I've taken my 1st dosage of 7.5mg of Buspar this morning and am prescribed another 7.5mg in the evening. I've read results of clinical studies but would like to hear from actual users or those who have been prescribed in the past. If you have experience with this drug, I'd like to hear how this works/worked for you. Have you experienced any side effects? I appreciate your sharing . . . peace out.
Experienced with Buspar?: I've taken my... - Anxiety and Depre...
Experienced with Buspar?
At one time was rx it as my doctor rotated through various meds over my "patient career", but haven't had it in recent years.
Thank you for your reply . . . wishing you well.
Sorry I can't offer more, but this MD has followed me for 15 years, and he prefers to rotate some meds and would not have rx it for me for awhile if I had bad results or problems. I am fortunate to have a skilled neuropsychiatrist who could easily retire as of last year practices only 24 hours only a week now as he enjoys his work. Takes a few weeks off here and there too to fish or travel to Vegas, so he's no saint just a decent man who knows what chemistry works with my body.
Wish you well too.
Everyone has different chemistry, and therefore drugs work differently for different people. I was prescribed Buspar after having taken Xanax and Klonopin for 6 years. It did not help at all. I had read somewhere that if you take Xanax and similar drugs for an extended length of time, Buspar will not be effective for you. I'm taking Gabapentin now, and it helps some, but I have Klonopin for those days when my anxiety reaches a critical level. I hope you have good results with Buspar as it is one of the drugs that helps anxiety symptoms without being habit-forming.
I had also been on Klonopin for several years and completely weaned in Oct. 2016. Sadly, I didn't take to yesterday's 1st dose of Buspar well. I became physically ill and experienced excessive fear and high anxiety the whole day. Unfortunately, it was exacerbated by the fact that I'm alone during the day. Try as I might, I remained totally incapacitated in Twilight Zone. I won't continue with scheduled dosages. I have an appointment with my psychiatrist next week to reassess. Thanks for sharing and your kind well wishes . . . peace.

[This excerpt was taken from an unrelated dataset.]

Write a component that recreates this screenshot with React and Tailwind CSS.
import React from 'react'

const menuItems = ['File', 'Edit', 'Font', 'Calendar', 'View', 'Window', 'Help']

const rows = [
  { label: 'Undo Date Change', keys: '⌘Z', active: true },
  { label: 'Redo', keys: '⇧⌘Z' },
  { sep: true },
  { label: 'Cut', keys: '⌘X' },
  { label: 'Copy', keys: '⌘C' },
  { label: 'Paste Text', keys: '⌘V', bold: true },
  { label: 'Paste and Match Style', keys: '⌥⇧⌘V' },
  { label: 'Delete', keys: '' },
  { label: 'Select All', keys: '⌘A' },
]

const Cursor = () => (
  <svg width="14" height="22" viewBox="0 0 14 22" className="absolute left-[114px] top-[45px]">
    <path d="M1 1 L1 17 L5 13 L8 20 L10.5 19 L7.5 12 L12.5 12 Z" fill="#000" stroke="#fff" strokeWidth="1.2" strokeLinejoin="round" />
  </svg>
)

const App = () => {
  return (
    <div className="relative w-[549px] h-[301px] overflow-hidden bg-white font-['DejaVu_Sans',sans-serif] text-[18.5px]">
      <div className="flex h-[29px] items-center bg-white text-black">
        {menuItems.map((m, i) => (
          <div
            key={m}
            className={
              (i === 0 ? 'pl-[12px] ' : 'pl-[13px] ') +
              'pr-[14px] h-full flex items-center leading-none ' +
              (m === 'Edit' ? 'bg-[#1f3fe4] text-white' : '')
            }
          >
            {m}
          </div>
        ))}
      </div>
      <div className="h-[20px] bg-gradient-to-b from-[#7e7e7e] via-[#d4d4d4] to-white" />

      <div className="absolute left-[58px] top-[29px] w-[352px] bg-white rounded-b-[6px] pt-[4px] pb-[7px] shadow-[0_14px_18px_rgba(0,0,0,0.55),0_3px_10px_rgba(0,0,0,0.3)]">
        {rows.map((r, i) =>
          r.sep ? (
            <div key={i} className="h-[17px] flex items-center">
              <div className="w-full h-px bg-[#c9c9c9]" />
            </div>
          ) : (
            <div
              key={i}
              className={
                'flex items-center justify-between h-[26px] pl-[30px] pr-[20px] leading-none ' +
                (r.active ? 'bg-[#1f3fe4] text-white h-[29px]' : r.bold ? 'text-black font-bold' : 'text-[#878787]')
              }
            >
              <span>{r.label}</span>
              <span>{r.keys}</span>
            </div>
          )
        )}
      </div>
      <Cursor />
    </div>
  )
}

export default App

Hi I just started about a month ago. First I wa on 5mg twice a day but wasn't sleeping well and still felt a little anxious so doc upped to 10mg at night. Still not really sleeping well but will keep taking for a bit longer to see if it kicks in
Hang in there I have my good days and bad and I just keep writing in my journal and reminding myself that my racing thoughts are only thoughts and can't hurt me and it's just me that brings them on. What is there to fear if it's not real
Tried it for almost a week and I hated it. Made me moody and manic and then with a depressive crash. It also made me more constipated, which my psychiatrist found very odd (stomach and intestinal issues have occurred throughout this whole mental ordeal for me which started when my cat died a year and a half ago--apparently I have an attachment disorder due severe emotional abuse by my mom which resurfaces when I lose secure attachments such as pets). At any event, I take a sleep aid called selinor and I also take aterax for anxiety each night. By far the biggest helps besides these drugs has been exercise, meditation, and continuing to work on my history masters degree.

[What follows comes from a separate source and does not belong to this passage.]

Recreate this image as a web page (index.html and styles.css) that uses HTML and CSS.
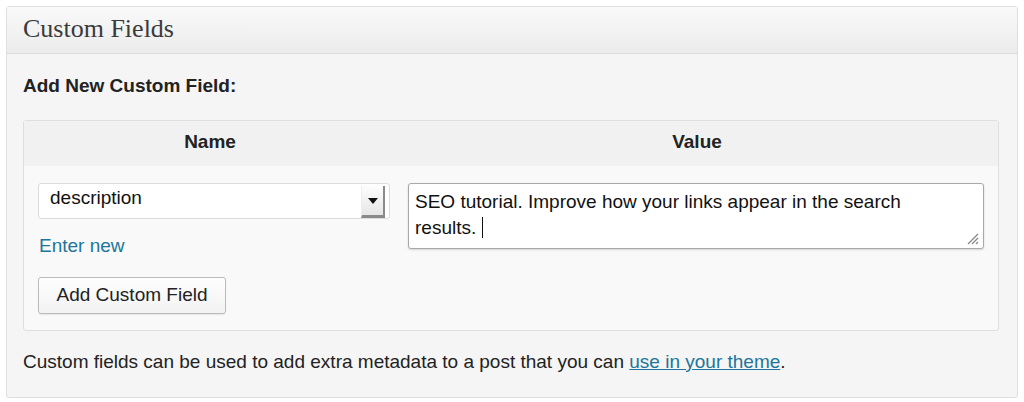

Too bad it didn't work for you, but happy you have others that are helping. It also affected me badly after only one dose with symptoms different from yours. I'm sorry for the loss of your cat. My pets (2 dogs, 4 cats, a rabbit and a lovebird) played important roles in saving me from certain hell. They have all passed on to the "Rainbow Bridge" although 1 old tabby (17 yrs. old) still remains with me. Although I know he will leave me and have prepared myself mentally and emotionally, I 'll also have a difficult time letting him go.
Thank you for taking the time to share your experience and I wish you continued wellness and success with your education and beyond . . . peace.